Most of the affected men are aged over 40 years and do not have families as their wives have left them. With no cash, the drunks steal chicken from their neighbours which they sell to raise money for the brews.
Elder Nancy Waiyego’s three sons and husband are trapped in alcoholism. They have turned her home into a spectacle as they engage in fights almost daily.
“I have a home but I live like I don’t. I don’t know how I have been able to keep my home together. It is by the grace of God. I pray for my husband to always stay broke because then he can’t drink,” she said.
With the poor quality lives they live, Waiyego said majority of the men engaging in the drinking have one foot in their graves.

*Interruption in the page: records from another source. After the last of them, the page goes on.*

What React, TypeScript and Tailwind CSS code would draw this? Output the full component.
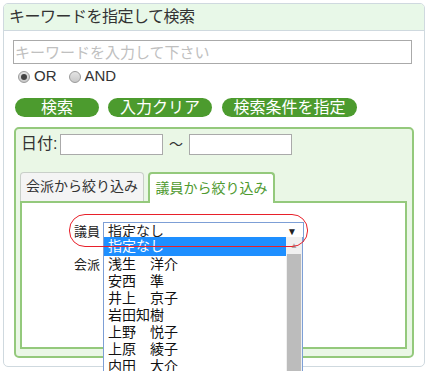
import React from "react";

const members = [
  "浅生　洋介",
  "安西　準",
  "井上　京子",
  "岩田知樹",
  "上野　悦子",
  "上原　綾子",
  "内田　大介",
];

function Radio({ checked }: { checked: boolean }) {
  return (
    <span className="w-[12px] h-[12px] rounded-full border border-[#9a9a9a] bg-gradient-to-b from-[#e4e4e4] to-[#c8c8c8] flex items-center justify-center">
      {checked && <span className="w-[6px] h-[6px] rounded-full bg-[#444]" />}
    </span>
  );
}

function GreenButton({ label, width }: { label: string; width: string }) {
  return (
    <button
      className={`${width} h-[19px] rounded-full bg-[#4c9b2e] text-white text-[16px] leading-[19px] flex items-center justify-center`}
    >
      {label}
    </button>
  );
}

export default function App() {
  return (
    <div
      className="w-[429px] h-[371px] bg-white p-[3px] relative overflow-hidden text-[#222]"
      style={{ fontFamily: '"Liberation Sans", "Noto Sans CJK JP", sans-serif' }}
    >
      <div className="w-[422px] h-[364px] border border-[#cfd9df] rounded-[5px] overflow-hidden">
        {/* header */}
        <div className="h-[27px] bg-[#e8f8e8] border-b border-[#cfd9df] px-[5px] flex items-center text-[16px] text-[#333] tracking-[-0.5px]">
          キーワードを指定して検索
        </div>

        <div className="px-[9px] pt-[9px]">
          <input
            type="text"
            placeholder="キーワードを入力して下さい"
            className="w-[399px] h-[24px] border border-[#aaaaaa] px-[1px] text-[15px] placeholder:text-[#c0c0c0] outline-none"
          />

          <div className="mt-[3px] h-[18px] flex items-center pl-[5px] text-[15px] text-[#333]">
            <Radio checked />
            <span className="ml-[4px]">OR</span>
            <span className="ml-[12px]"><Radio checked={false} /></span>
            <span className="ml-[4px]">AND</span>
          </div>

          <div className="mt-[12px] flex items-center pl-[2px] gap-[9px]">
            <GreenButton label="検索" width="w-[84px]" />
            <GreenButton label="入力クリア" width="w-[104px]" />
            <span className="ml-[1px]">
              <GreenButton label="検索条件を指定" width="w-[135px]" />
            </span>
          </div>

          {/* condition box */}
          <div className="mt-[10px] ml-[1px] w-[400px] h-[231px] border-2 border-[#94c97c] rounded-[5px] bg-[#eaf7e6] pt-[5px] pl-[4px] pr-[5px]">
            <div className="flex items-center h-[21px] text-[16px] text-[#333]">
              <span className="ml-[1px] w-[39px]">日付:</span>
              <input className="w-[103px] h-[21px] border border-[#aaaaaa] bg-white" />
              <span className="mx-[6px] text-[14px]">〜</span>
              <input className="w-[103px] h-[21px] border border-[#aaaaaa] bg-white" />
            </div>

            {/* tabs */}
            <div className="mt-[16px] flex items-end h-[30px]">
              <div className="w-[124px] h-[29px] bg-[#f4f4f4] border border-b-0 border-[#c9cfc9] rounded-t-[4px] flex items-center justify-center text-[14px] text-[#333]">
                会派から絞り込み
              </div>
              <div className="ml-[4px] w-[127px] h-[31px] bg-white border-2 border-b-0 border-[#94c97c] rounded-t-[4px] flex items-center justify-center text-[14px] text-[#4f9a30] relative z-10 -mb-[2px]">
                議員から絞り込み
              </div>
            </div>
            <div className="w-[387px] h-[148px] bg-white border-2 border-[#94c97c] pt-[19px] pl-[52px] text-[13px]">
              <div className="flex items-center h-[20px]">
                <span className="w-[29px]">議員</span>
                <div className="w-[201px] h-[20px] border border-[#7d9fd6] bg-white flex items-center justify-between pl-[4px] pr-[6px] text-[14px]">
                  <span>指定なし</span>
                  <span className="text-[10px]">▼</span>
                </div>
              </div>
              <div className="mt-[15px] flex items-center h-[17px]">
                <span className="w-[29px]">会派</span>
              </div>
            </div>
          </div>
        </div>
      </div>

      {/* red annotation */}
      <div className="absolute left-[69px] top-[214px] w-[239px] h-[33px] border border-[#e8202a] rounded-[16px] pointer-events-none z-30" />

      {/* dropdown list */}
      <div className="absolute left-[103px] top-[237px] w-[200px] h-[140px] bg-white border-l border-r border-[#7d9fd6] z-20 flex">
        <div className="flex-1 text-[14px] text-[#111]">
          <div className="h-[19px] bg-[#1e8fff] text-white pl-[4px] leading-[19px]">指定なし</div>
          {members.map((m) => (
            <div key={m} className="h-[17px] pl-[4px] leading-[17px]">
              {m}
            </div>
          ))}
        </div>
        <div className="w-[16px] bg-[#f0f0f0] flex flex-col">
          <div className="h-[17px] flex items-center justify-center text-[8px] text-[#a8a8a8]">▲</div>
          <div className="mx-[1px] flex-1 bg-[#bcbcbc]" />
        </div>
      </div>
    </div>
  );
}
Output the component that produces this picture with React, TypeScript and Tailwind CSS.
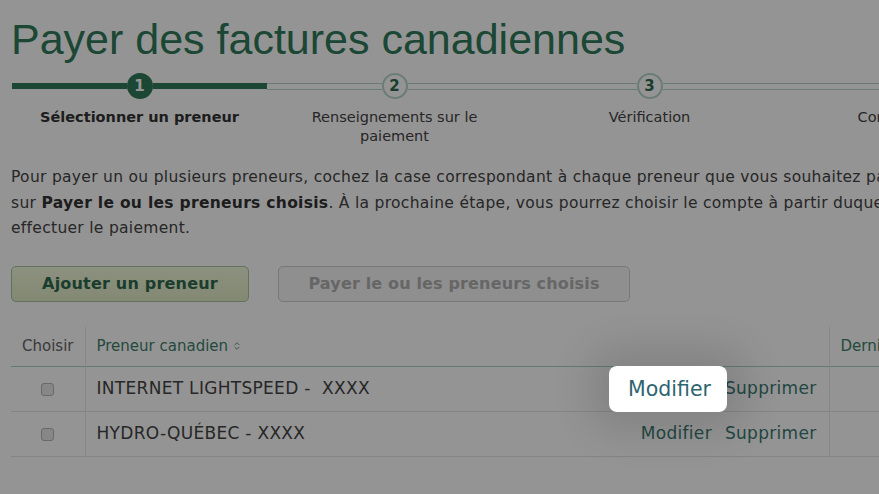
import { ChevronsUpDown } from 'lucide-react';

const steps = [
  { n: 1, label: 'Sélectionner un preneur', active: true },
  { n: 2, label: 'Renseignements sur le paiement', active: false },
  { n: 3, label: 'Vérification', active: false },
  { n: 4, label: 'Confirmation', active: false },
];

const payees = [
  { name: 'INTERNET LIGHTSPEED -  XXXX' },
  { name: 'HYDRO-QUÉBEC - XXXX' },
];

function Bar({ active }: { active: boolean }) {
  return active ? (
    <div className="flex-1 h-[6px] bg-[#2f7a5b]" />
  ) : (
    <div className="flex-1 h-[7px] bg-white border-y-[1.5px] border-[#b6d8ca]" />
  );
}

export default function App() {
  return (
    <div className="relative w-[879px] h-[494px] overflow-hidden bg-white font-['DejaVu_Sans',Verdana,sans-serif] text-[#444]">
      <div className="w-[1100px] pl-[11px]">
        {/* Titre */}
        <h1 className="pt-[18px] text-[43px] leading-none text-[#2f7a5b] font-['Liberation_Sans',Arial,sans-serif]">
          Payer des factures canadiennes
        </h1>

        {/* Étapes */}
        <div className="flex mt-[11px] -ml-[1px]">
          {steps.map((s) => (
            <div key={s.n} className="w-[255px] flex flex-col items-center first:ml-[2px]">
              <div className="w-full flex items-center h-[28px]">
                <Bar active={s.active} />
                {s.active ? (
                  <div className="w-[26px] h-[26px] rounded-full bg-[#2f7a5b] text-white text-[15px] font-bold flex items-center justify-center">
                    {s.n}
                  </div>
                ) : (
                  <div className="w-[26px] h-[26px] rounded-full bg-white border-2 border-[#b6d8ca] text-[#2f6a4f] text-[15px] font-bold flex items-center justify-center">
                    {s.n}
                  </div>
                )}
                <Bar active={s.active} />
              </div>
              <div
                className={`mt-[8px] w-[200px] text-center text-[14.5px] leading-[19px] ${
                  s.active ? 'font-bold text-[#333] w-[240px]' : 'text-[#444]'
                }`}
              >
                {s.label}
              </div>
            </div>
          ))}
        </div>

        {/* Instructions */}
        <div className="mt-[19px] text-[15.5px] tracking-[0.3px] leading-[25.5px] text-[#444]">
          <div className="whitespace-nowrap">
            Pour payer un ou plusieurs preneurs, cochez la case correspondant à chaque preneur que vous souhaitez payer, puis cliquez
          </div>
          <div className="whitespace-nowrap">
            sur <b className="text-[#333]">Payer le ou les preneurs choisis</b>. À la prochaine étape, vous pourrez choisir le compte à partir duquel vous voulez
          </div>
          <div className="whitespace-nowrap">effectuer le paiement.</div>
        </div>

        {/* Boutons */}
        <div className="flex gap-[29px] mt-[24px]">
          <button className="w-[238px] h-[36px] rounded-[5px] border border-[#a9c3a3] bg-gradient-to-b from-[#f2f9dc] to-[#e2ecc6] text-[16px] tracking-[0.2px] font-bold text-[#2f6a4f]">
            Ajouter un preneur
          </button>
          <button className="w-[352px] h-[36px] rounded-[5px] border border-[#cfcfcf] bg-[#f6f6f6] text-[16px] tracking-[0.15px] font-bold text-[#b0b0b0]">
            Payer le ou les preneurs choisis
          </button>
        </div>

        {/* Tableau */}
        <table className="mt-[25px] border-collapse">
          <thead>
            <tr className="h-[40px] border-b border-[#a8d5c4] text-[15px]">
              <th className="w-[74px] font-normal text-center text-[#666]">Choisir</th>
              <th className="w-[744px] border-l border-[#e6e6e6] font-normal text-left pl-[11px] text-[#3f7f6c]">
                <span className="inline-flex items-center gap-[4px]">
                  Preneur canadien
                  <ChevronsUpDown size={10} strokeWidth={2} />
                </span>
              </th>
              <th className="w-[250px] border-l border-[#e6e6e6] font-normal text-left pl-[11px] text-[#3f7f6c]">
                Dernier paiement
              </th>
            </tr>
          </thead>
          <tbody>
            {payees.map((p, i) => (
              <tr key={i} className="h-[45px] border-b border-[#e3e3e3] text-[17px] tracking-[0.3px]">
                <td className="text-center">
                  <span className="inline-block align-middle w-[13px] h-[13px] rounded-[3px] border border-[#b5b5b5] bg-[#e8e8e8]" />
                </td>
                <td className="border-l border-[#e6e6e6] pl-[11px] pr-[12px]">
                  <div className="flex items-center justify-between">
                    <span className="whitespace-pre text-[#444]">{p.name}</span>
                    <span className="flex gap-[13px] text-[#3d7a73]">
                      <span>Modifier</span>
                      <span>Supprimer</span>
                    </span>
                  </div>
                </td>
                <td className="border-l border-[#e6e6e6]" />
              </tr>
            ))}
          </tbody>
        </table>
      </div>

      {/* Voile */}
      <div className="absolute inset-0 z-10 bg-black/[0.42]" />

      {/* Mise en évidence */}
      <div className="absolute z-20 left-[609px] top-[366px] w-[118px] h-[46px] rounded-[8px] bg-white flex items-center justify-center pl-[3px] shadow-[0_0_40px_18px_rgba(0,0,0,0.12)]">
        <span className="text-[20.5px] text-[#2d6470]">Modifier</span>
      </div>
    </div>
  );
}
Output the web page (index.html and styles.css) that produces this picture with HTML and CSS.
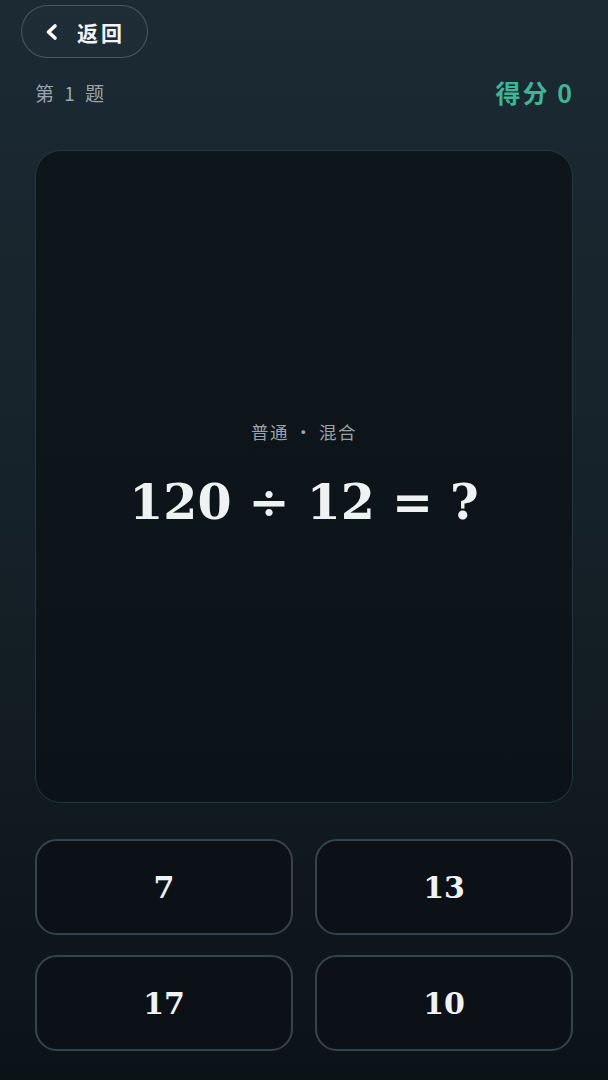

In another home, a man brought down his house in order to raise money to drink, leaving him homeless.
“These men should be having children in school but none thinks about marrying or sustaining a family. It’s such a shame,” she said, adding that crackdowns organised by the police yield little fruit as the brewers are tipped off.
Bernard Irungu, also an elder, said he quit fighting the brews and now focuses on resolving normal family conflicts.
This, he said, is because he is afraid for his life and the brewers seem to have connections. The brewers also sell bhang and allow their patrons to engage in gambling poker games, locally known as ‘Kamari’.
The brewing, he said, is done by families who in turn pass the craft down to their children. The area now sees hundreds of men from neighbouring villages stream in search of the brews especially during weekends when the dens are equipped with music systems to entertain them as they drink.
Irungu said he is concerned that the neighbouring Mukangu Primary School has had dwindling enrollments and did not have enough candidates to be certified as an examinations centre. It was merged with Kahuhia Primary School.
The village is dying away, he said, and can only be saved by the government.
“We are ready to work with the government to eradicate these brews but something needs to be done urgently before we bury more of our sons,” he said.